**Exercise requirements**: Extract the lines that hold the string "styles".

- - - - - - -

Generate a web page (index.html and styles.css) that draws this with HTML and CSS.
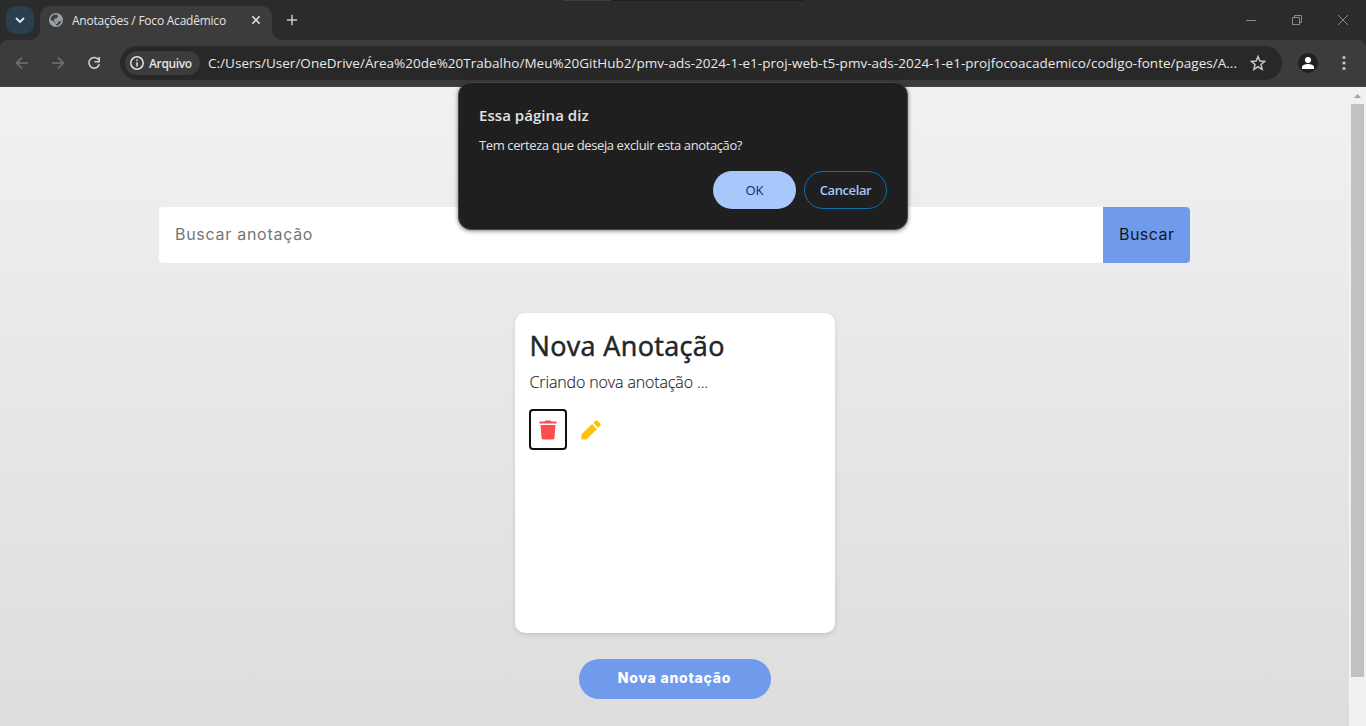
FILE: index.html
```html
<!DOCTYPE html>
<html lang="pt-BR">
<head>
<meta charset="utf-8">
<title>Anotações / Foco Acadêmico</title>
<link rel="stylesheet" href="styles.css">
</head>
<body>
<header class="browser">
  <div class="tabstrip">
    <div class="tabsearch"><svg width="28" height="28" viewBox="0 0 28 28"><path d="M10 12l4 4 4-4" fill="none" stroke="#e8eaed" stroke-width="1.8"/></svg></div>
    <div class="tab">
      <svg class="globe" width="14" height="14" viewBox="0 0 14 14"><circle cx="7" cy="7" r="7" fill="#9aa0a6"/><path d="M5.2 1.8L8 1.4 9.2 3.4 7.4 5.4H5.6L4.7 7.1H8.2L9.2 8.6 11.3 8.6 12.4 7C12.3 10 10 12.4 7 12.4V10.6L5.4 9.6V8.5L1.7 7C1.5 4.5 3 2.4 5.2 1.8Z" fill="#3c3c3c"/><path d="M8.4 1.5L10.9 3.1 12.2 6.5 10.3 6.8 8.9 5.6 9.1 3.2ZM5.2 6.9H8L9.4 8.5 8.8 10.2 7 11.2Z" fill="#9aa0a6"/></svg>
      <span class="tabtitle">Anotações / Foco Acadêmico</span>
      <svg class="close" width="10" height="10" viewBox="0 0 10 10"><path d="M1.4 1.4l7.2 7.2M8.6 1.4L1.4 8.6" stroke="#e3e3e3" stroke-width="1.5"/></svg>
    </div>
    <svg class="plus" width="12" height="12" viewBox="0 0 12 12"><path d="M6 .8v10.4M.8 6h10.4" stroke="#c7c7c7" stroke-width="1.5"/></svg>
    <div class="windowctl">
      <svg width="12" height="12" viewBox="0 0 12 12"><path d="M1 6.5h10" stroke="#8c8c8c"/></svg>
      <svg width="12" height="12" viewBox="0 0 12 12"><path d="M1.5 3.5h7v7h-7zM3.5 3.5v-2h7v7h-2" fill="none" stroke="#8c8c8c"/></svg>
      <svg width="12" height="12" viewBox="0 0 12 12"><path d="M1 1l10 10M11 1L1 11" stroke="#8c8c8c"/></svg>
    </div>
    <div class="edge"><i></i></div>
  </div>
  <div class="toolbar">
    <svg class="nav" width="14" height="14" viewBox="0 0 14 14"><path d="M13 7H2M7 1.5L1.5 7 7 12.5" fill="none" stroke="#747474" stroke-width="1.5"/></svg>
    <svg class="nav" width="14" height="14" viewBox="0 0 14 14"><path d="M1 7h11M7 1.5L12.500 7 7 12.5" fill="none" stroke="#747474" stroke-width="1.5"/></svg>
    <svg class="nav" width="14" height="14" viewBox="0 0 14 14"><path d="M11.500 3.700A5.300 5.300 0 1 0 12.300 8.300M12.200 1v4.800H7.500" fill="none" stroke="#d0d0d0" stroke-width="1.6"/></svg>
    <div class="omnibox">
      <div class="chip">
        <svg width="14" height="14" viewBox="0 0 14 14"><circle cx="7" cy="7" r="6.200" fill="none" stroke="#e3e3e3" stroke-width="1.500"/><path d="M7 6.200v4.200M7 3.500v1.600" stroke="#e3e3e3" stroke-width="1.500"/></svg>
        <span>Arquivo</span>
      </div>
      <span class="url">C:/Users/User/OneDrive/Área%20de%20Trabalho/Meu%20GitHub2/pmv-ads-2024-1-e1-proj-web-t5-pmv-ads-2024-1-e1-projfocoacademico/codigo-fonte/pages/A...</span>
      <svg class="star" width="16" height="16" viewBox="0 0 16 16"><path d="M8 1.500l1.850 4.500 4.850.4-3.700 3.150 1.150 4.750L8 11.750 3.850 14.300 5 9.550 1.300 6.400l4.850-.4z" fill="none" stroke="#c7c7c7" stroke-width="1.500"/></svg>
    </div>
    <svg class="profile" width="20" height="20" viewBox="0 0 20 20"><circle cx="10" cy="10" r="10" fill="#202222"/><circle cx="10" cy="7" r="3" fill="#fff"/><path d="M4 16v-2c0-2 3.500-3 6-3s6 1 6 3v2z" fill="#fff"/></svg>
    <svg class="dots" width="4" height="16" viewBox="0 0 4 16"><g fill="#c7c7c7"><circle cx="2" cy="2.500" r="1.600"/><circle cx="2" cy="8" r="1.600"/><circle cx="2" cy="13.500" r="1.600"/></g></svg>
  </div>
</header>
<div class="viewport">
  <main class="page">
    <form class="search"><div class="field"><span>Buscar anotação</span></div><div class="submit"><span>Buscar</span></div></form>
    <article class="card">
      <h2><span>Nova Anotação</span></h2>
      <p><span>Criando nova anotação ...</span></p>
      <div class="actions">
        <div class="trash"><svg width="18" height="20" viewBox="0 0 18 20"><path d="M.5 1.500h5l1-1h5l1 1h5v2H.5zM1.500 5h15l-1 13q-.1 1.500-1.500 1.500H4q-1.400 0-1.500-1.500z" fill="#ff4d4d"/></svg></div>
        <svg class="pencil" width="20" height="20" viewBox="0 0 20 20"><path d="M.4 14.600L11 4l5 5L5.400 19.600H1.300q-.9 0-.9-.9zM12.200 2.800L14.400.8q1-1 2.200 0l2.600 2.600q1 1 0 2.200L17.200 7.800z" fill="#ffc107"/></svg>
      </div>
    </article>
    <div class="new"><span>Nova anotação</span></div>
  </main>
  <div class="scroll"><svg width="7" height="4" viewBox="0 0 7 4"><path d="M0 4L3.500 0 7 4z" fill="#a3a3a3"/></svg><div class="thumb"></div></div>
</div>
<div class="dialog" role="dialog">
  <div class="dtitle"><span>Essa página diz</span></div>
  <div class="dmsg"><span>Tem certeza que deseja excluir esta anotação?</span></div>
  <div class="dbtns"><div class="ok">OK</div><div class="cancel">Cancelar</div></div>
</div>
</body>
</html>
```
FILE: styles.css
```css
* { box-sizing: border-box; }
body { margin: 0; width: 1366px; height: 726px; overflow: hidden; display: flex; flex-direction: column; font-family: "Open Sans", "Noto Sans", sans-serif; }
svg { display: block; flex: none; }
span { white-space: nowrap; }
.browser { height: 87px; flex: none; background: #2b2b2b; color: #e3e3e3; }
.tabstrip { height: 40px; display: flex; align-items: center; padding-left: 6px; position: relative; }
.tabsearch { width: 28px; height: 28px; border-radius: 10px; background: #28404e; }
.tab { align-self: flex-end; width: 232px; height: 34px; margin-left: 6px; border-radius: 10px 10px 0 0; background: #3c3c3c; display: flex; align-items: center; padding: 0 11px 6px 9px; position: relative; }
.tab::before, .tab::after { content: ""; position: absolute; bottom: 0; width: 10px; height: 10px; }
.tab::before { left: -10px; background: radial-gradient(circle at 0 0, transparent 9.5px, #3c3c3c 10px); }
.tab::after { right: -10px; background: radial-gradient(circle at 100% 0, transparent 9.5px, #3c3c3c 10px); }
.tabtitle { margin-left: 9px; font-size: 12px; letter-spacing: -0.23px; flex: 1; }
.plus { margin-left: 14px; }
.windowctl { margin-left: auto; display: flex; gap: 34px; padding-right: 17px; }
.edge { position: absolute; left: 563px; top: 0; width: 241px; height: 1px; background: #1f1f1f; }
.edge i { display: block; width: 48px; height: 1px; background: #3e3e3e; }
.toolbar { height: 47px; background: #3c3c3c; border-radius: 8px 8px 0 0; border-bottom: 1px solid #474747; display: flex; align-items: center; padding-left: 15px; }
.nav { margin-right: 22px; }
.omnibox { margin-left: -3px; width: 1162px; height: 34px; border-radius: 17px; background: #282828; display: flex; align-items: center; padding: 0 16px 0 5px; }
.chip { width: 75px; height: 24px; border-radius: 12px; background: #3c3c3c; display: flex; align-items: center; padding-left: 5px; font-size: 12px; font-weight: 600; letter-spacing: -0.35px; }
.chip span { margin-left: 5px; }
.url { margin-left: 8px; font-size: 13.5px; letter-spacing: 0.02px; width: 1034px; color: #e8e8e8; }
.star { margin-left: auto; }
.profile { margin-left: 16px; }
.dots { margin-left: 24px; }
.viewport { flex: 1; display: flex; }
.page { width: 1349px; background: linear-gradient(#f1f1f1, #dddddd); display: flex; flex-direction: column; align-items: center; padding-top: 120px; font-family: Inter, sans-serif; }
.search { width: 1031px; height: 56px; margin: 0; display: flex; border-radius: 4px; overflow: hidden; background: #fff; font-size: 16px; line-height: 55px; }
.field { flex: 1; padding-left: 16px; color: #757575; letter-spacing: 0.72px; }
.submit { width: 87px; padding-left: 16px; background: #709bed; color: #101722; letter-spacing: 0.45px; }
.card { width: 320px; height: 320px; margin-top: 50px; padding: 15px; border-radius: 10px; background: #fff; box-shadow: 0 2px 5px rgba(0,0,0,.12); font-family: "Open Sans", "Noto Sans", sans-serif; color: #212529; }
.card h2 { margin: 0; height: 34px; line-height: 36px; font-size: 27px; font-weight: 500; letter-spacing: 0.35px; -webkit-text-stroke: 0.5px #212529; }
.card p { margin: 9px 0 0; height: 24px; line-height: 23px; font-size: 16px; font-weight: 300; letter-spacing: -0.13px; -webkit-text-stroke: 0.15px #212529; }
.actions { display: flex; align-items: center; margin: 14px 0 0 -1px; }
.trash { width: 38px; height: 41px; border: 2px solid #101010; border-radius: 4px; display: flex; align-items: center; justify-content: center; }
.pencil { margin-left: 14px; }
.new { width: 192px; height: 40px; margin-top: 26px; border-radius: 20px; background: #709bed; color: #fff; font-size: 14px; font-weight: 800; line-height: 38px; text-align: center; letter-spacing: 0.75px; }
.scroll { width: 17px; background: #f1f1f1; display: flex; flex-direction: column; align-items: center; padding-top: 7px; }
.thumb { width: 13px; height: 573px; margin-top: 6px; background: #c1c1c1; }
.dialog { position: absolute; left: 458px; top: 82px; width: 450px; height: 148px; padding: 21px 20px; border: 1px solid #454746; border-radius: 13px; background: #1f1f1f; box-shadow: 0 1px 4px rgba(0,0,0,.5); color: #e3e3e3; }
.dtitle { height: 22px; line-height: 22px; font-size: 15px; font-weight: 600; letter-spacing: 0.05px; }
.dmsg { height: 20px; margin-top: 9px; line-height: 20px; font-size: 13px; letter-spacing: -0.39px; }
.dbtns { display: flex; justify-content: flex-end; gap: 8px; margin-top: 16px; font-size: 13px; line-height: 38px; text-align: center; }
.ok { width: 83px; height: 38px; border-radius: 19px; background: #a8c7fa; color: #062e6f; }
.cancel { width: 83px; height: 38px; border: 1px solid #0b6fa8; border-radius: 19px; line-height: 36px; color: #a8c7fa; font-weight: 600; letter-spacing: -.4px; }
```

- - - - - - -

**Full solution**:
Generate a web page (index.html and styles.css) that draws this with HTML and CSS.
<link rel="stylesheet" href="styles.css">
FILE: styles.css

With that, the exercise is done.